▸ Given problem
Output all the data exactly. Pictures do not belong in the copy.

▸ Given material
--------------------------------------------------

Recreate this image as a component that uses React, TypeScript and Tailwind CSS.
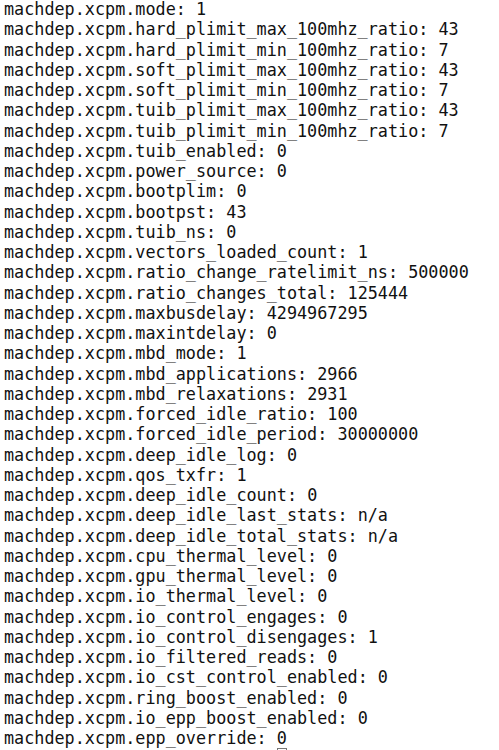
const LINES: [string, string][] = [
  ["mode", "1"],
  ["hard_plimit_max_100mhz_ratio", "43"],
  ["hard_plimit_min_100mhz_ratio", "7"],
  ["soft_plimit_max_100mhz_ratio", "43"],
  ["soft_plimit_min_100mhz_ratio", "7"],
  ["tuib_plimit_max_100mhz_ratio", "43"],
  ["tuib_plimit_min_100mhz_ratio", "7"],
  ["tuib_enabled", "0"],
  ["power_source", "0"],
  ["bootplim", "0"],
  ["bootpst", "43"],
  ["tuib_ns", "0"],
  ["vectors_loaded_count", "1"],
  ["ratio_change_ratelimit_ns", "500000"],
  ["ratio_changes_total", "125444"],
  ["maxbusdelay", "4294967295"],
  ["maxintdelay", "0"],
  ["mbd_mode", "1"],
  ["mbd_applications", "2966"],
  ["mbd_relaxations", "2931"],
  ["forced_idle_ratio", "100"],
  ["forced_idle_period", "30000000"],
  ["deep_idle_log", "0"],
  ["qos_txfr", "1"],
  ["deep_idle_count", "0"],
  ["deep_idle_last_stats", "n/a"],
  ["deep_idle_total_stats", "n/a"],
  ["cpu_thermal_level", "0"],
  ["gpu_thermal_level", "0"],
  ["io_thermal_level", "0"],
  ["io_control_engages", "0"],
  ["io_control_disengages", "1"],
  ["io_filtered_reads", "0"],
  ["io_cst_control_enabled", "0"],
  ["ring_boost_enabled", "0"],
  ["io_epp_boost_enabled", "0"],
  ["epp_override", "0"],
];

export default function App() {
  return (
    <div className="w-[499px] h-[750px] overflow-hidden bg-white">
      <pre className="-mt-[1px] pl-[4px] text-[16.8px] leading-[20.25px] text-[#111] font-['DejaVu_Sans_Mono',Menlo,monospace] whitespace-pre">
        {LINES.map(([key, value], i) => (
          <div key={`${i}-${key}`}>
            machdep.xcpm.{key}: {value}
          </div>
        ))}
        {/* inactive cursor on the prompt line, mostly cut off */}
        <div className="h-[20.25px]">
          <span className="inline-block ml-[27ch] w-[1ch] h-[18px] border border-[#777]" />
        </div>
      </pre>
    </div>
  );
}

--------------------------------------------------

▸ Response for this exercise
Recreate this image as a component that uses React, TypeScript and Tailwind CSS.
const LINES: [string, string][] = [
  ["mode", "1"],
  ["hard_plimit_max_100mhz_ratio", "43"],
  ["hard_plimit_min_100mhz_ratio", "7"],
  ["soft_plimit_max_100mhz_ratio", "43"],
  ["soft_plimit_min_100mhz_ratio", "7"],
  ["tuib_plimit_max_100mhz_ratio", "43"],
  ["tuib_plimit_min_100mhz_ratio", "7"],
  ["tuib_enabled", "0"],
  ["power_source", "0"],
  ["bootplim", "0"],
  ["bootpst", "43"],
  ["tuib_ns", "0"],
  ["vectors_loaded_count", "1"],
  ["ratio_change_ratelimit_ns", "500000"],
  ["ratio_changes_total", "125444"],
  ["maxbusdelay", "4294967295"],
  ["maxintdelay", "0"],
  ["mbd_mode", "1"],
  ["mbd_applications", "2966"],
  ["mbd_relaxations", "2931"],
  ["forced_idle_ratio", "100"],
  ["forced_idle_period", "30000000"],
  ["deep_idle_log", "0"],
  ["qos_txfr", "1"],
  ["deep_idle_count", "0"],
  ["deep_idle_last_stats", "n/a"],
  ["deep_idle_total_stats", "n/a"],
  ["cpu_thermal_level", "0"],
  ["gpu_thermal_level", "0"],
  ["io_thermal_level", "0"],
  ["io_control_engages", "0"],
  ["io_control_disengages", "1"],
  ["io_filtered_reads", "0"],
  ["io_cst_control_enabled", "0"],
  ["ring_boost_enabled", "0"],
  ["io_epp_boost_enabled", "0"],
  ["epp_override", "0"],
];

export default function App() {
  return (
    <div className="w-[499px] h-[750px] overflow-hidden bg-white">
      <pre className="-mt-[1px] pl-[4px] text-[16.8px] leading-[20.25px] text-[#111] font-['DejaVu_Sans_Mono',Menlo,monospace] whitespace-pre">
        {LINES.map(([key, value], i) => (
          <div key={`${i}-${key}`}>
            machdep.xcpm.{key}: {value}
          </div>
        ))}
        {/* inactive cursor on the prompt line, mostly cut off */}
        <div className="h-[20.25px]">
          <span className="inline-block ml-[27ch] w-[1ch] h-[18px] border border-[#777]" />
        </div>
      </pre>
    </div>
  );
}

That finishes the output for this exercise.